I'm stumped on a problem. Here's my transition matrix:
$P = \begin{bmatrix} \frac{3}{4}&\frac{1}{4}&0&0&0&0&0 \\\\ \frac{1}{2}&\frac{1}{4}&\frac{1}{4}&0&0&0&0 \\\\ \frac{1}{4}&\frac{1}{4}&\frac{1}{4}&\frac{1}{4}&0&0&0 \\\\ \frac{1}{4}&0&\frac{1}{4}&\frac{1}{4}&\frac{1}{4}&0&0 \\\\ \frac{1}{4}&0&0&\frac{1}{4}&\frac{1}{4}&\frac{1}{4}&0 \\\\ \frac{1}{4}&0&0&0&\frac{1}{4}&\frac{1}{4}&\frac{1}{4} \\\\ \frac{1}{4}&0&0&0&0&\frac{1}{4}&\frac{1}{2}\end{bmatrix}$
where the state space is {0, 1, 2, 3, 4, 5, 6}. I actually have two questions, one of which I've already answered and the other I cannot figure out. Here's the one I've already answered:
Suppose the chain has been running for a long time and we start watching the chain. What is the probability that the next three states will be $4$, $5$, $0$ in that order?
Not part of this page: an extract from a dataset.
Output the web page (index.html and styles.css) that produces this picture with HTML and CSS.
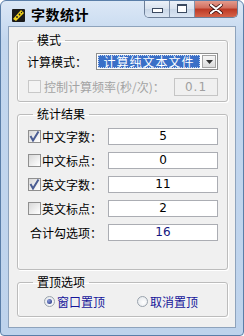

For this problem, I found the invariant probability vector $\pi$. I then computed
$\pi(4) * p(4, 5) * p(5, 0) = .013 * \frac{1}{4} * \frac{1}{4} = .0008125.$
Did I take the right approach to this question? If not, I would appreciate being pointed in the right direction.
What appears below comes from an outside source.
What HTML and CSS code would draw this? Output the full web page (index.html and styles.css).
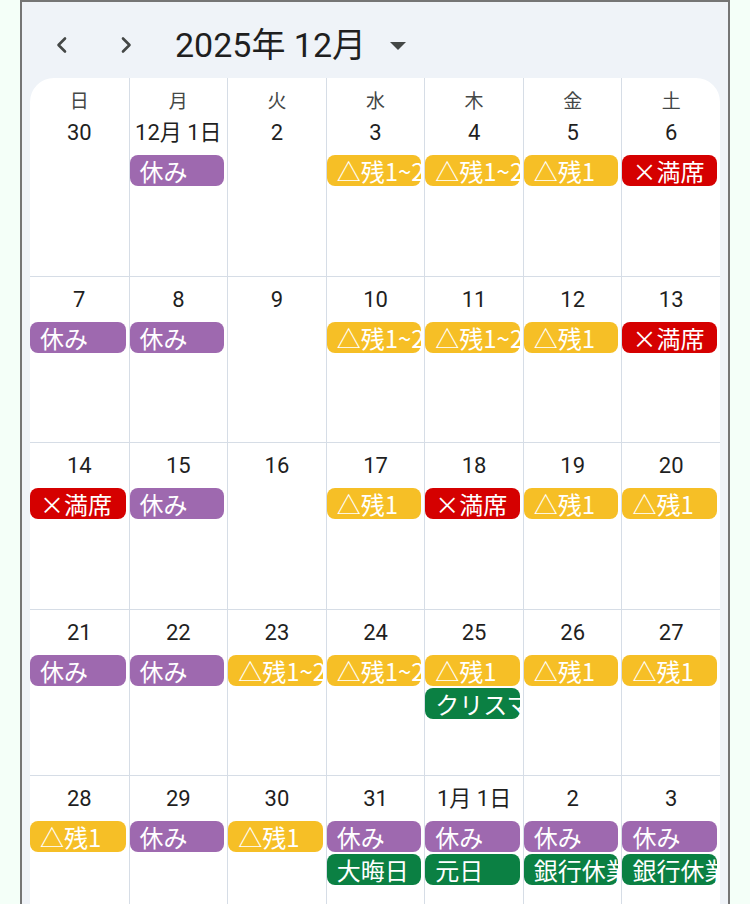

The problem I cannot figure out reads:
Suppose the chain starts in state $1$. What is the probability that it reaches state $6$ before reaching state $0$?
I get the feeling that I will have to compute the $Q$ matrix treating $0$ as an absorbing state, but beyond that, I can't think of what I would do. Any advice?